In conclusion, this report has explored the application of the BERT model for fake news detection. The BERT model, built on transformer-based architecture and trained using large amounts of unlabeled text data, has demonstrated its effectiveness in understanding context and semantics, making it a powerful tool for identifying fake news. The code implementation of the fake news detection system using BERT has provided valuable insights into the process of training and evaluating the model. The outcome of the code, including metrics such as accuracy, precision, recall, and the confusion matrix, has demonstrated the model's performance in distinguishing between real and fake news samples.

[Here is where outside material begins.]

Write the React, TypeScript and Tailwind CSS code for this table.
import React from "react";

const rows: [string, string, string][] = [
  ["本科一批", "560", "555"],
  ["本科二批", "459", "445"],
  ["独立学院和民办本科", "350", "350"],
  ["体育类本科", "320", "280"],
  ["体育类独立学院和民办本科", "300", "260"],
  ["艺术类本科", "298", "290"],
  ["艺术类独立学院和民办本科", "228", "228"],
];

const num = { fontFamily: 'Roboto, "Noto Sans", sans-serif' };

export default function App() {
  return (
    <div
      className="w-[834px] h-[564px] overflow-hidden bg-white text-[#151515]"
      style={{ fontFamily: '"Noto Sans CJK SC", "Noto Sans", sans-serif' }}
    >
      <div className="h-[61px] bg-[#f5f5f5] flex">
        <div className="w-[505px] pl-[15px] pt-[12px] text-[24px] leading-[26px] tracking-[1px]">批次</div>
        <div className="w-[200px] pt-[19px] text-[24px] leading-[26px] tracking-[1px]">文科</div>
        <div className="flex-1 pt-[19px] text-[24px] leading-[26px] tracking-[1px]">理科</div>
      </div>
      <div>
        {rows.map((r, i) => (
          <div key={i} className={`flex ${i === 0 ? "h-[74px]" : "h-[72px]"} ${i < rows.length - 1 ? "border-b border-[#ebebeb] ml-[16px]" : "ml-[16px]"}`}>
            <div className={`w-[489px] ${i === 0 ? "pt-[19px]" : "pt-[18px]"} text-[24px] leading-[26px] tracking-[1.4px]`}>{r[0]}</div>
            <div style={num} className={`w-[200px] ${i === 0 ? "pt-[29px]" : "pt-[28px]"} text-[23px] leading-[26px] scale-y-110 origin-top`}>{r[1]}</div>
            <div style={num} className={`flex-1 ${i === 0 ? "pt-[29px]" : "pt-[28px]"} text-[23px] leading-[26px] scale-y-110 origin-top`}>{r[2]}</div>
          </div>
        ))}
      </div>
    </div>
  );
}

The discussion highlighted the success of the BERT model in detecting fake news, but also acknowledged the complexity of the task and the need for continuous improvement. While the BERT model has shown high accuracy and outperformed other models, it is essential to remain vigilant and update the model to address evolving fake news patterns and challenges. Future work in this area should focus on expanding the dataset, incorporating additional features, and exploring ensemble models to further enhance the accuracy and robustness of fake news detection systems. Continuous research and development efforts are crucial to effectively combat the proliferation of fake news and maintain the integrity of information dissemination. By leveraging the power of BERT and advancing research in fake news detection, we can mitigate the harmful effects of misinformation, promote informed decision-making, and foster a more trustworthy digital landscape.